Location
- Storrington Avenue Liverpool, Merseyside, L11 9DQ England 53°27′06″N 2°54′39″W﻿ / ﻿53.451739°N 2.910926°W

Information
- Type: Voluntary aided school
- Motto: Serve the Lord with Gladness
- Religious affiliation: Roman Catholic
- Established: 1983
- Founder: Salesian Sisters of Don Bosco
- Local authority: Liverpool City Council
- Department for Education URN: 104715 Tables
- Ofsted: Reports
- Head teacher: Darren Gidman
- Gender: Girls
- Age: 11 to 19
- Enrolment: 900
- Former name: Mary Help of Christians R.C. High School
- Diocese: Liverpool
- Website: http://www.stjohnboscoartscollege.com/

= St John Bosco Arts College =

St John Bosco Arts College is a Roman Catholic comprehensive secondary school for girls in Croxteth, Liverpool.

==Admissions==
The school caters for girls between Year 7 to Year 11, which after this year, in Year 12 and 13, the school allows boys to enter into the sixth form.
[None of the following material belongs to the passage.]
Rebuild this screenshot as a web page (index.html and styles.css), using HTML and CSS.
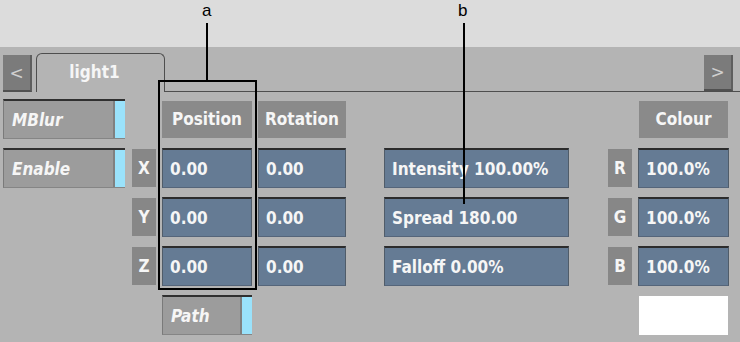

The school has a total of 1006 students, counting the sixth-formers, 35% of the girls between Year 7 to Year 11 receive free school meals.

==History==
===Grammar school===
The school was a girls' grammar school, the Mary Help of Christians Convent, from the mid-1960s. The neighbouring boys' grammar school was the De la Salle Grammar School, which is now Dixons Croxteth Academy.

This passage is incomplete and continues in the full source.